SET TASK
Your task is to filter the data below down to the lines holding "components".

————————

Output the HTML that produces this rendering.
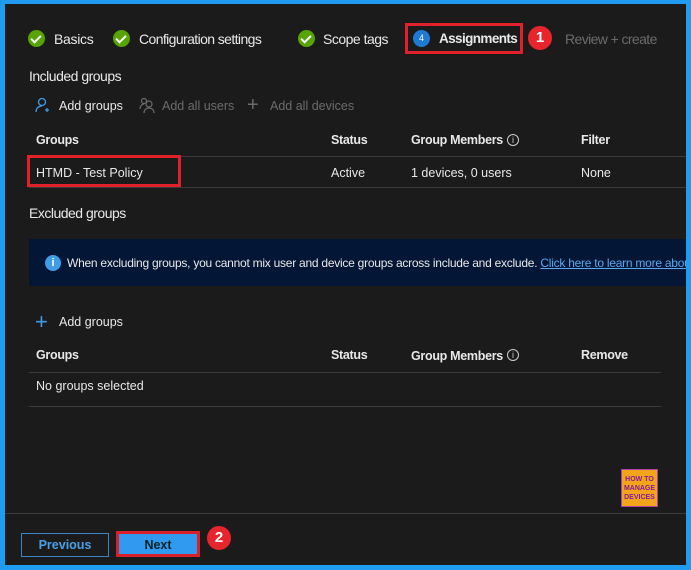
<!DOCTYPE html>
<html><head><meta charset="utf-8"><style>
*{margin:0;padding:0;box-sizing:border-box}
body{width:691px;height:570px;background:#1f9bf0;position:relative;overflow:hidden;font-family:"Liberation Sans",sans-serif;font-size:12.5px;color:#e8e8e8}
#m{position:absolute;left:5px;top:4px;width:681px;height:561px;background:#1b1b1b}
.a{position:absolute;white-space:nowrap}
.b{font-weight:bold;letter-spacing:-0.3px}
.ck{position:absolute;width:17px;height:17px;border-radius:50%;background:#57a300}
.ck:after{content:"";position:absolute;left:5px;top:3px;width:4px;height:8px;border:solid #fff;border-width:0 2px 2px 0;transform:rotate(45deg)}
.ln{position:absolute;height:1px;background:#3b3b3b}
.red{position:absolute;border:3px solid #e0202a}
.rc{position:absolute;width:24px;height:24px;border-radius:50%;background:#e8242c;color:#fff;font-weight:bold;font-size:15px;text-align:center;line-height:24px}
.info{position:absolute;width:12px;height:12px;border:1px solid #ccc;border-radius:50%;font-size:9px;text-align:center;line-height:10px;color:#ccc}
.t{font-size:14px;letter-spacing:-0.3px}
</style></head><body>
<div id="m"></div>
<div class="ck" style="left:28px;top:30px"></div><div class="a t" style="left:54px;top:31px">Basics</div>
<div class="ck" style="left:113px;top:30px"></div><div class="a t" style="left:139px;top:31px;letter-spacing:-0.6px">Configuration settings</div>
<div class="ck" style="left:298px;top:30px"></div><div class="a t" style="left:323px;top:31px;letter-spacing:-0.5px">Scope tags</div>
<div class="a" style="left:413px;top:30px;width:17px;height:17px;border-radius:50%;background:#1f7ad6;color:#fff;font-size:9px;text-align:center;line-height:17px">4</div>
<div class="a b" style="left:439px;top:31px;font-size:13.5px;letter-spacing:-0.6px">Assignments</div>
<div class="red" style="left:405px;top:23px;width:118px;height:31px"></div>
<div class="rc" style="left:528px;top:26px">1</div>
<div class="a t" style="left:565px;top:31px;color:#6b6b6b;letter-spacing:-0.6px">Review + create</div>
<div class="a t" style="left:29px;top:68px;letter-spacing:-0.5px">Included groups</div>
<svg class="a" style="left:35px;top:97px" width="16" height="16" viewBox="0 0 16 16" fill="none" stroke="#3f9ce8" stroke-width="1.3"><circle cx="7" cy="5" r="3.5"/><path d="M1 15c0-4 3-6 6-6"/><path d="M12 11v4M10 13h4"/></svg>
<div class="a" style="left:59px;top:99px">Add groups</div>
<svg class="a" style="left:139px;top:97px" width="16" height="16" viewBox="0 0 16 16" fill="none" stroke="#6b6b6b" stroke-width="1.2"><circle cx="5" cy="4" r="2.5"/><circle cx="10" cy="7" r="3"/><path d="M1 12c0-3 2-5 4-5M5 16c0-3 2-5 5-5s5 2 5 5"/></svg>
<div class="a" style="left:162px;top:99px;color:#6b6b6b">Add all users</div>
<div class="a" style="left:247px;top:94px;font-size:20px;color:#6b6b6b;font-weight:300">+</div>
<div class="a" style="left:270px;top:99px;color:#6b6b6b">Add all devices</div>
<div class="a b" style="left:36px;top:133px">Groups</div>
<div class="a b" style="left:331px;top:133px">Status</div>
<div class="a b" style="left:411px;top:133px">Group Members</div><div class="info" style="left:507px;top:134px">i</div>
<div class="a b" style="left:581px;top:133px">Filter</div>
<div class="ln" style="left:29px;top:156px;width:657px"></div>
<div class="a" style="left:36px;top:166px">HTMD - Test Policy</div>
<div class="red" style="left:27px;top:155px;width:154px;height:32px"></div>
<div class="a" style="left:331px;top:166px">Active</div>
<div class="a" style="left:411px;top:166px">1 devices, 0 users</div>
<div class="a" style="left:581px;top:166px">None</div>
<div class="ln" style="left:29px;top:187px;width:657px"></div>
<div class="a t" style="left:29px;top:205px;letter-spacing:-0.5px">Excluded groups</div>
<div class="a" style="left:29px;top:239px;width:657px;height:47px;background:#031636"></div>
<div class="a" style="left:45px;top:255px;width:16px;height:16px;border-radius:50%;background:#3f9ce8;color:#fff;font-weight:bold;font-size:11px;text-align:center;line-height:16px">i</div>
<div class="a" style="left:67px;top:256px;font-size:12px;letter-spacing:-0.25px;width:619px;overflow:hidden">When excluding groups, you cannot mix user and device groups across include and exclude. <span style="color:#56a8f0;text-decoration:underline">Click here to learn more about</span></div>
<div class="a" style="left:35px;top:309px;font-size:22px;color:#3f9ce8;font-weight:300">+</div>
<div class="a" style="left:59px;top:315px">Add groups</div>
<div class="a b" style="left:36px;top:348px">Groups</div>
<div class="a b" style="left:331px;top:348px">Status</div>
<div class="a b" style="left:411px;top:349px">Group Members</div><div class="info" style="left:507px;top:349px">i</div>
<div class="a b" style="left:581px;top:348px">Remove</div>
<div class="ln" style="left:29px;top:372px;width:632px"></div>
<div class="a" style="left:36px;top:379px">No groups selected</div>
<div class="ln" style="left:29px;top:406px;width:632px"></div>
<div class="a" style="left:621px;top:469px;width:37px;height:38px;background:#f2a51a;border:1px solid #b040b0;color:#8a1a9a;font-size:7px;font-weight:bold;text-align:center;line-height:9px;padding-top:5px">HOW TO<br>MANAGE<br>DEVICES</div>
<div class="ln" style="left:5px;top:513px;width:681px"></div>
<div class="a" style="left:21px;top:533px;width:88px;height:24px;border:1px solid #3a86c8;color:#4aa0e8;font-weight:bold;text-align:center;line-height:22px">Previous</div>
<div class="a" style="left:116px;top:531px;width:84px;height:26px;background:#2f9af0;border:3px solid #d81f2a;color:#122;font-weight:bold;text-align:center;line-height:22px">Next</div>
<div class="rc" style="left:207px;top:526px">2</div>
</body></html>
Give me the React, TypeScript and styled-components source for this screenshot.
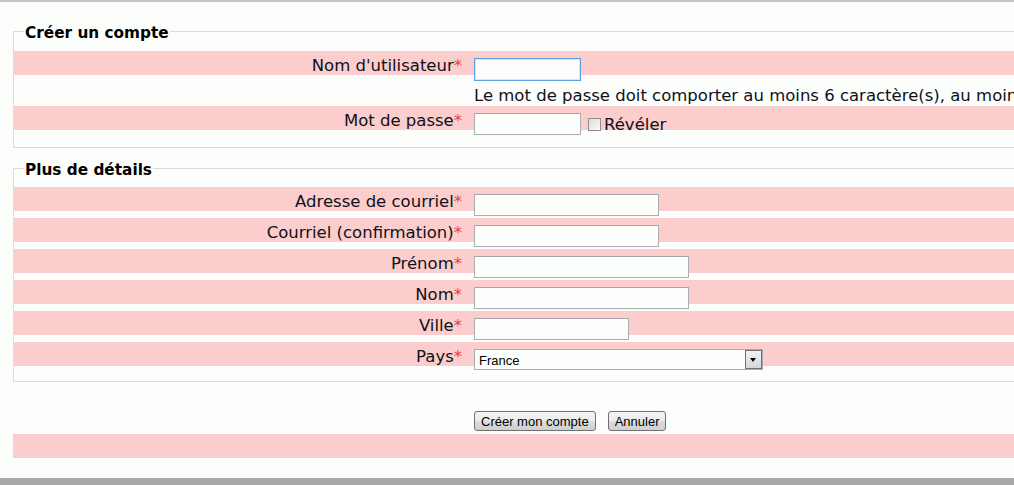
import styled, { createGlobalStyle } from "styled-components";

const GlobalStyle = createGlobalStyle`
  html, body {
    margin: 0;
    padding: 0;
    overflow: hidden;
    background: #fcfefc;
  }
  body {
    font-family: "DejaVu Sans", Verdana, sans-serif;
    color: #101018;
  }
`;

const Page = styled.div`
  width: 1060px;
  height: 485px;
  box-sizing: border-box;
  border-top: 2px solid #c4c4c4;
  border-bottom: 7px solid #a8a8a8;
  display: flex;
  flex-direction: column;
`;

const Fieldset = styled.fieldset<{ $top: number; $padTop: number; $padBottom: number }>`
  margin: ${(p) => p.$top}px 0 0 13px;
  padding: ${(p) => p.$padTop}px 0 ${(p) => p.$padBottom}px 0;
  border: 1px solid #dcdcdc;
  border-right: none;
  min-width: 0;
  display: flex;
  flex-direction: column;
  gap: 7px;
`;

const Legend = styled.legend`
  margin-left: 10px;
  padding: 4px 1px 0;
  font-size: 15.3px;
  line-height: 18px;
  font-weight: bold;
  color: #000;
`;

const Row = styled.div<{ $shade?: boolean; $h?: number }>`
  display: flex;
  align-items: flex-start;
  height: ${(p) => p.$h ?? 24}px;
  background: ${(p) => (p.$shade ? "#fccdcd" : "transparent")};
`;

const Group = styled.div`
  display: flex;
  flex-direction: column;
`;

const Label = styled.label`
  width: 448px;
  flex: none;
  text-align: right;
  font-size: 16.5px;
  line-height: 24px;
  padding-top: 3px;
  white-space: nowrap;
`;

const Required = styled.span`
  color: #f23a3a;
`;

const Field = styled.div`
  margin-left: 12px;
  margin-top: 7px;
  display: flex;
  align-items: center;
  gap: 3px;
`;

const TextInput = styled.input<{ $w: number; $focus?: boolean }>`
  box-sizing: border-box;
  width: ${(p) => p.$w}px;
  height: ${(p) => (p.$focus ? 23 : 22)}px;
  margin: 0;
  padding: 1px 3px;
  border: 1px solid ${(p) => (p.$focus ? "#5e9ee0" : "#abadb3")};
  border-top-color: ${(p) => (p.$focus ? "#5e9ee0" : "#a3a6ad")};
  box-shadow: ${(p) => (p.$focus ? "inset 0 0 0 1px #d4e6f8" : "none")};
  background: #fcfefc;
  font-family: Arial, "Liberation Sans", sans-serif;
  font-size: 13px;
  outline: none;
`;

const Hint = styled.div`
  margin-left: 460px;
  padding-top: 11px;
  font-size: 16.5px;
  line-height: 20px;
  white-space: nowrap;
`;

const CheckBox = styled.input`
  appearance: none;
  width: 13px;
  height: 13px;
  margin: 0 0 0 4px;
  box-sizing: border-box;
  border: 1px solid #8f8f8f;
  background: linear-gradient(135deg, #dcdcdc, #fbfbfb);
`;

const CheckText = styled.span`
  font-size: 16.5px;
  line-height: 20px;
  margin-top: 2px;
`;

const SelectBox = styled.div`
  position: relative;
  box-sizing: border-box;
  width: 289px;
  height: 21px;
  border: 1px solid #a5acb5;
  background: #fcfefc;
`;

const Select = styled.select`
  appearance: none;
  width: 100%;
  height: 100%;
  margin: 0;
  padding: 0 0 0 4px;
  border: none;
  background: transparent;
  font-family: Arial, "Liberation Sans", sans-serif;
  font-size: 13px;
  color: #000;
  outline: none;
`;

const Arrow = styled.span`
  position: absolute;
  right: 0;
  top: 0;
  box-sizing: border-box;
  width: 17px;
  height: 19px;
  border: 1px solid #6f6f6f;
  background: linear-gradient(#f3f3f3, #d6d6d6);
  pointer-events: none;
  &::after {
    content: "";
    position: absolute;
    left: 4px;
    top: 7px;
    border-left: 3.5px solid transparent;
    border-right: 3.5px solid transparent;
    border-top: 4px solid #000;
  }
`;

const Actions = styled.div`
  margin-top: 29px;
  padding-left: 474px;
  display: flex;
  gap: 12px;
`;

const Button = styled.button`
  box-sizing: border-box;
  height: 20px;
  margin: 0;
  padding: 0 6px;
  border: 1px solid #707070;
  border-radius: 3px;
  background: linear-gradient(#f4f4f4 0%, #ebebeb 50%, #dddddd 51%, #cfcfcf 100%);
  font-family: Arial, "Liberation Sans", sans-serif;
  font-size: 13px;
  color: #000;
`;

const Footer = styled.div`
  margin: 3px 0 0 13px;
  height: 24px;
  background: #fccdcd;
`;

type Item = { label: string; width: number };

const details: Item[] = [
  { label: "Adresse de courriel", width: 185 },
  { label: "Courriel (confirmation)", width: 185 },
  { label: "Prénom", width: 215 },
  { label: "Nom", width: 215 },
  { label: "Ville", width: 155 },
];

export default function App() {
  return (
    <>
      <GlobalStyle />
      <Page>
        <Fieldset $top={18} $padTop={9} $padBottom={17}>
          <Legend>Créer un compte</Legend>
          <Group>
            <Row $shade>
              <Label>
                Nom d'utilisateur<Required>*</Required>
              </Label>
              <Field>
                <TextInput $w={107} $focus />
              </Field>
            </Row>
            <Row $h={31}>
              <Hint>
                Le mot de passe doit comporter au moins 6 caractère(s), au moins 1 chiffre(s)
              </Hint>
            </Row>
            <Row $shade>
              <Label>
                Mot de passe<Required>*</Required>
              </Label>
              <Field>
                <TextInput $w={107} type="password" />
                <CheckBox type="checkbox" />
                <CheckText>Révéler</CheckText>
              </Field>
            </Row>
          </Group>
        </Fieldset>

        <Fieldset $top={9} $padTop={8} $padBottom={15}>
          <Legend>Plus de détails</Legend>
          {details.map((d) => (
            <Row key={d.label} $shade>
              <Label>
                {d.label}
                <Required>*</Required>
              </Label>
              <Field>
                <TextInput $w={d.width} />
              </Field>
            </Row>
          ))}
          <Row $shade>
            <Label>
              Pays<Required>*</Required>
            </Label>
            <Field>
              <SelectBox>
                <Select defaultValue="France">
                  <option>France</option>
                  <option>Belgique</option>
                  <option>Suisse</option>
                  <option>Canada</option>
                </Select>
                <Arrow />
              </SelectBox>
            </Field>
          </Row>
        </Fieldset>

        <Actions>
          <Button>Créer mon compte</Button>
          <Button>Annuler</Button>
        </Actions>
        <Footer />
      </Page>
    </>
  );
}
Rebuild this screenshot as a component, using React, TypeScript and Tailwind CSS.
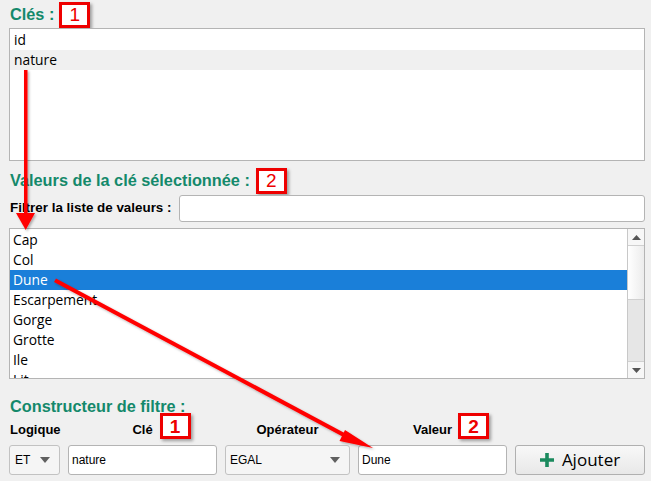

————————

TASK ANSWER
Give me the React, TypeScript and styled-components source for this screenshot.
import styled, { createGlobalStyle } from "styled-components";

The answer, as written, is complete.